_Problem statement_: Drop the images; return everything else in the listing below exactly.

-- Start of Provided material --

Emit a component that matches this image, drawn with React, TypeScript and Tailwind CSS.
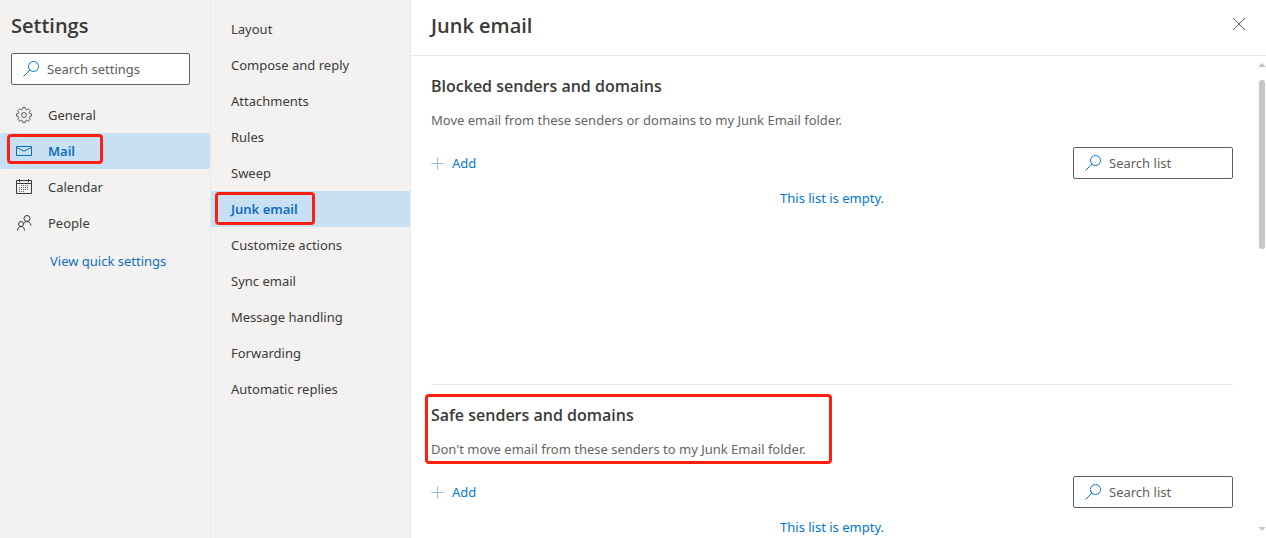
function SearchIcon({ className }: { className?: string }) {
  return (
    <svg className={className} width="16" height="16" viewBox="0 0 16 16" fill="none" stroke="currentColor">
      <circle cx="10.5" cy="5.5" r="5" />
      <path d="M7 9L.5 15.5" />
    </svg>
  );
}

function GearIcon() {
  return (
    <svg width="16" height="16" viewBox="0 0 16 16" fill="none" stroke="currentColor" strokeWidth="0.8" strokeLinejoin="round">
      <path d="M6.9.5h2.2l.4 1.8 1.2.5 1.6-1 1.9 1.9-1 1.6.5 1.2 1.8.4v2.2l-1.8.4-.5 1.2 1 1.6-1.9 1.9-1.6-1-1.2.5-.4 1.8H6.9l-.4-1.8-1.2-.5-1.6 1-1.9-1.9 1-1.6-.5-1.2-1.8-.4V6.9l1.8-.4.5-1.2-1-1.6 1.9-1.9 1.6 1 1.2-.5z" />
      <circle cx="8" cy="8" r="2.5" />
    </svg>
  );
}

function MailIcon() {
  return (
    <svg width="16" height="16" viewBox="0 0 16 16" fill="none" stroke="currentColor">
      <path d="M.5 3.5h15v9H.5zM.5 4.5L8 8.2l7.5-3.7" />
    </svg>
  );
}

function CalendarIcon() {
  return (
    <svg width="16" height="16" viewBox="0 0 16 16" fill="none" stroke="currentColor">
      <path d="M.5 1.5h15v13H.5zM.5 4.5h15M3.500 0v3M12.500 0v3" />
      <path d="M5 6.500h8M3 8.500h10M3 10.500h10M3 12.500h6" strokeDasharray="1 1" strokeWidth="0.8" />
    </svg>
  );
}

function PeopleIcon() {
  return (
    <svg width="16" height="16" viewBox="0 0 16 16" fill="none" stroke="currentColor">
      <circle cx="5" cy="9" r="2.5" />
      <path d="M1.500 15.500c0-2.400 1.400-4 3.500-4s3.500 1.600 3.500 4" />
      <circle cx="11" cy="3.500" r="3" />
      <path d="M7.700 8.600C8.400 7.200 9.600 6.500 11 6.500c2.100 0 3.700 1.400 3.900 4" />
    </svg>
  );
}

const categories = [
  { name: "General", icon: <GearIcon /> },
  { name: "Mail", icon: <MailIcon /> },
  { name: "Calendar", icon: <CalendarIcon /> },
  { name: "People", icon: <PeopleIcon /> },
];

const pages = [
  "Layout",
  "Compose and reply",
  "Attachments",
  "Rules",
  "Sweep",
  "Junk email",
  "Customize actions",
  "Sync email",
  "Message handling",
  "Forwarding",
  "Automatic replies",
];

function SearchBox({ label }: { label: string }) {
  return (
    <label className="flex h-8 w-full items-center gap-2 rounded-xs border border-[#605e5c] bg-white pr-3 pl-[11px]">
      <SearchIcon className="shrink-0 text-[#0078d4]" />
      <input
        type="text"
        aria-label={label}
        placeholder={label}
        className="h-5 w-full min-w-0 bg-transparent outline-none placeholder:text-[#605e5c]"
      />
    </label>
  );
}

function SenderList({ title, text, marked }: { title: string; text: string; marked?: boolean }) {
  return (
    <section className="relative h-[329px] shrink-0 border-t border-[#eaeaea] pt-[18px] first:border-transparent">
      {marked && (
        <div className="pointer-events-none absolute top-[9px] -left-1.5 h-[70px] w-[407px] rounded-sm border-3 border-[#ff1f10]" />
      )}
      <h2 className="font-['Open_Sans',sans-serif] text-base leading-6 font-semibold">{title}</h2>
      <p className="mt-3 text-[#666462]">{text}</p>
      <div className="mt-[17px] flex items-center justify-between">
        <button className="flex items-center gap-2 text-[#0078d4]">
          <svg width="13" height="13" viewBox="0 0 13 13" stroke="#8dbde6" fill="none">
            <path d="M6.5 .5v12M.5 6.5h12" />
          </svg>
          Add
        </button>
        <div className="w-40">
          <SearchBox label="Search list" />
        </div>
      </div>
      <p className="mt-[9px] text-center text-[#0078d4]">This list is empty.</p>
    </section>
  );
}

export default function App() {
  return (
    <div className="flex h-screen overflow-hidden bg-white font-['Noto_Sans',sans-serif] text-[13px] leading-5 text-[#3b3a39]">
      <aside className="w-[211px] shrink-0 border-r border-[#eaeaea] bg-[#f3f2f1] pt-3">
        <h1 className="px-[11px] font-['Open_Sans',sans-serif] text-xl leading-7 font-semibold">Settings</h1>
        <div className="mt-[13px] mr-5 ml-[11px]">
          <SearchBox label="Search settings" />
        </div>
        <nav className="mt-3">
          {categories.map(({ name, icon }) => (
            <a
              key={name}
              href="#"
              className={
                name === "Mail"
                  ? "relative flex h-9 items-center gap-4 rounded-xs bg-[#c7e0f4] px-4 font-semibold text-[#106ebe]"
                  : "flex h-9 items-center gap-4 px-4"
              }
            >
              {name === "Mail" && (
                <span className="absolute top-px left-[7px] h-[30px] w-24 rounded-sm border-3 border-[#ff1f10]" />
              )}
              {icon}
              {name}
            </a>
          ))}
        </nav>
        <a href="#" className="mt-2.5 ml-[50px] inline-block text-[#106ebe]">
          View quick settings
        </a>
      </aside>

      <nav className="w-[200px] shrink-0 border-r border-[#eaeaea] bg-[#f3f2f1] pt-[11px]">
        {pages.map((page) => (
          <a
            key={page}
            href="#"
            className={
              page === "Junk email"
                ? "relative flex h-9 items-center bg-[#c7e0f4] px-5 font-semibold text-[#106ebe]"
                : "flex h-9 items-center px-5"
            }
          >
            {page === "Junk email" && (
              <span className="absolute top-px left-1 h-[33px] w-[100px] rounded-sm border-3 border-[#ff1f10]" />
            )}
            {page}
          </a>
        ))}
      </nav>

      <main className="flex min-w-0 flex-1 flex-col">
        <header className="flex shrink-0 items-start justify-between border-b border-[#eaeaea] pt-3 pr-[21px] pb-[15px] pl-5">
          <h1 className="font-['Open_Sans',sans-serif] text-xl leading-7 font-semibold">Junk email</h1>
          <button aria-label="Close" className="mt-1.5">
            <svg width="12" height="12" viewBox="0 0 12 12" fill="none" stroke="#605e5c">
              <path d="M0 0l12 12M12 0L0 12" />
            </svg>
          </button>
        </header>
        <div className="flex min-h-0 flex-1">
          <div className="-mt-px flex min-w-0 flex-1 flex-col overflow-hidden pr-[25px] pl-5">
            <SenderList
              title="Blocked senders and domains"
              text="Move email from these senders or domains to my Junk Email folder."
            />
            <SenderList
              title="Safe senders and domains"
              text="Don't move email from these senders to my Junk Email folder."
              marked
            />
          </div>
          {/* scrollbar */}
          <div className="flex w-2 shrink-0 flex-col items-center pt-[7px] pb-[7px]">
            <svg width="8" height="4" viewBox="0 0 8 4" fill="#c8c6c4">
              <path d="M4 0l4 4H0z" />
            </svg>
            <div className="mt-[13px] h-[169px] w-1.5 rounded-full bg-[#c8c6c4]" />
            <svg className="mt-auto" width="8" height="4" viewBox="0 0 8 4" fill="#c8cdd2">
              <path d="M0 0h8L4 4z" />
            </svg>
          </div>
        </div>
      </main>
    </div>
  );
}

-- End of Provided material --

_The solution_:
Emit a component that matches this image, drawn with React, TypeScript and Tailwind CSS.
function SearchIcon({ className }: { className?: string }) {
  return (
    <svg className={className} width="16" height="16" viewBox="0 0 16 16" fill="none" stroke="currentColor">
      <circle cx="10.5" cy="5.5" r="5" />
      <path d="M7 9L.5 15.5" />
    </svg>
  );
}

function GearIcon() {
  return (
    <svg width="16" height="16" viewBox="0 0 16 16" fill="none" stroke="currentColor" strokeWidth="0.8" strokeLinejoin="round">
      <path d="M6.9.5h2.2l.4 1.8 1.2.5 1.6-1 1.9 1.9-1 1.6.5 1.2 1.8.4v2.2l-1.8.4-.5 1.2 1 1.6-1.9 1.9-1.6-1-1.2.5-.4 1.8H6.9l-.4-1.8-1.2-.5-1.6 1-1.9-1.9 1-1.6-.5-1.2-1.8-.4V6.9l1.8-.4.5-1.2-1-1.6 1.9-1.9 1.6 1 1.2-.5z" />
      <circle cx="8" cy="8" r="2.5" />
    </svg>
  );
}

function MailIcon() {
  return (
    <svg width="16" height="16" viewBox="0 0 16 16" fill="none" stroke="currentColor">
      <path d="M.5 3.5h15v9H.5zM.5 4.5L8 8.2l7.5-3.7" />
    </svg>
  );
}

function CalendarIcon() {
  return (
    <svg width="16" height="16" viewBox="0 0 16 16" fill="none" stroke="currentColor">
      <path d="M.5 1.5h15v13H.5zM.5 4.5h15M3.500 0v3M12.500 0v3" />
      <path d="M5 6.500h8M3 8.500h10M3 10.500h10M3 12.500h6" strokeDasharray="1 1" strokeWidth="0.8" />
    </svg>
  );
}

function PeopleIcon() {
  return (
    <svg width="16" height="16" viewBox="0 0 16 16" fill="none" stroke="currentColor">
      <circle cx="5" cy="9" r="2.5" />
      <path d="M1.500 15.500c0-2.400 1.400-4 3.500-4s3.500 1.600 3.500 4" />
      <circle cx="11" cy="3.500" r="3" />
      <path d="M7.700 8.600C8.400 7.200 9.600 6.500 11 6.500c2.100 0 3.700 1.400 3.900 4" />
    </svg>
  );
}

const categories = [
  { name: "General", icon: <GearIcon /> },
  { name: "Mail", icon: <MailIcon /> },
  { name: "Calendar", icon: <CalendarIcon /> },
  { name: "People", icon: <PeopleIcon /> },
];

const pages = [
  "Layout",
  "Compose and reply",
  "Attachments",
  "Rules",
  "Sweep",
  "Junk email",
  "Customize actions",
  "Sync email",
  "Message handling",
  "Forwarding",
  "Automatic replies",
];

function SearchBox({ label }: { label: string }) {
  return (
    <label className="flex h-8 w-full items-center gap-2 rounded-xs border border-[#605e5c] bg-white pr-3 pl-[11px]">
      <SearchIcon className="shrink-0 text-[#0078d4]" />
      <input
        type="text"
        aria-label={label}
        placeholder={label}
        className="h-5 w-full min-w-0 bg-transparent outline-none placeholder:text-[#605e5c]"
      />
    </label>
  );
}

function SenderList({ title, text, marked }: { title: string; text: string; marked?: boolean }) {
  return (
    <section className="relative h-[329px] shrink-0 border-t border-[#eaeaea] pt-[18px] first:border-transparent">
      {marked && (
        <div className="pointer-events-none absolute top-[9px] -left-1.5 h-[70px] w-[407px] rounded-sm border-3 border-[#ff1f10]" />
      )}
      <h2 className="font-['Open_Sans',sans-serif] text-base leading-6 font-semibold">{title}</h2>
      <p className="mt-3 text-[#666462]">{text}</p>
      <div className="mt-[17px] flex items-center justify-between">
        <button className="flex items-center gap-2 text-[#0078d4]">
          <svg width="13" height="13" viewBox="0 0 13 13" stroke="#8dbde6" fill="none">
            <path d="M6.5 .5v12M.5 6.5h12" />
          </svg>
          Add
        </button>
        <div className="w-40">
          <SearchBox label="Search list" />
        </div>
      </div>
      <p className="mt-[9px] text-center text-[#0078d4]">This list is empty.</p>
    </section>
  );
}

export default function App() {
  return (
    <div className="flex h-screen overflow-hidden bg-white font-['Noto_Sans',sans-serif] text-[13px] leading-5 text-[#3b3a39]">
      <aside className="w-[211px] shrink-0 border-r border-[#eaeaea] bg-[#f3f2f1] pt-3">
        <h1 className="px-[11px] font-['Open_Sans',sans-serif] text-xl leading-7 font-semibold">Settings</h1>
        <div className="mt-[13px] mr-5 ml-[11px]">
          <SearchBox label="Search settings" />
        </div>
        <nav className="mt-3">
          {categories.map(({ name, icon }) => (
            <a
              key={name}
              href="#"
              className={
                name === "Mail"
                  ? "relative flex h-9 items-center gap-4 rounded-xs bg-[#c7e0f4] px-4 font-semibold text-[#106ebe]"
                  : "flex h-9 items-center gap-4 px-4"
              }
            >
              {name === "Mail" && (
                <span className="absolute top-px left-[7px] h-[30px] w-24 rounded-sm border-3 border-[#ff1f10]" />
              )}
              {icon}
              {name}
            </a>
          ))}
        </nav>
        <a href="#" className="mt-2.5 ml-[50px] inline-block text-[#106ebe]">
          View quick settings
        </a>
      </aside>

      <nav className="w-[200px] shrink-0 border-r border-[#eaeaea] bg-[#f3f2f1] pt-[11px]">
        {pages.map((page) => (
          <a
            key={page}
            href="#"
            className={
              page === "Junk email"
                ? "relative flex h-9 items-center bg-[#c7e0f4] px-5 font-semibold text-[#106ebe]"
                : "flex h-9 items-center px-5"
            }
          >
            {page === "Junk email" && (
              <span className="absolute top-px left-1 h-[33px] w-[100px] rounded-sm border-3 border-[#ff1f10]" />
            )}
            {page}
          </a>
        ))}
      </nav>

      <main className="flex min-w-0 flex-1 flex-col">
        <header className="flex shrink-0 items-start justify-between border-b border-[#eaeaea] pt-3 pr-[21px] pb-[15px] pl-5">
          <h1 className="font-['Open_Sans',sans-serif] text-xl leading-7 font-semibold">Junk email</h1>
          <button aria-label="Close" className="mt-1.5">
            <svg width="12" height="12" viewBox="0 0 12 12" fill="none" stroke="#605e5c">
              <path d="M0 0l12 12M12 0L0 12" />
            </svg>
          </button>
        </header>
        <div className="flex min-h-0 flex-1">
          <div className="-mt-px flex min-w-0 flex-1 flex-col overflow-hidden pr-[25px] pl-5">
            <SenderList
              title="Blocked senders and domains"
              text="Move email from these senders or domains to my Junk Email folder."
            />
            <SenderList
              title="Safe senders and domains"
              text="Don't move email from these senders to my Junk Email folder."
              marked
            />
          </div>
          {/* scrollbar */}
          <div className="flex w-2 shrink-0 flex-col items-center pt-[7px] pb-[7px]">
            <svg width="8" height="4" viewBox="0 0 8 4" fill="#c8c6c4">
              <path d="M4 0l4 4H0z" />
            </svg>
            <div className="mt-[13px] h-[169px] w-1.5 rounded-full bg-[#c8c6c4]" />
            <svg className="mt-auto" width="8" height="4" viewBox="0 0 8 4" fill="#c8cdd2">
              <path d="M0 0h8L4 4z" />
            </svg>
          </div>
        </div>
      </main>
    </div>
  );
}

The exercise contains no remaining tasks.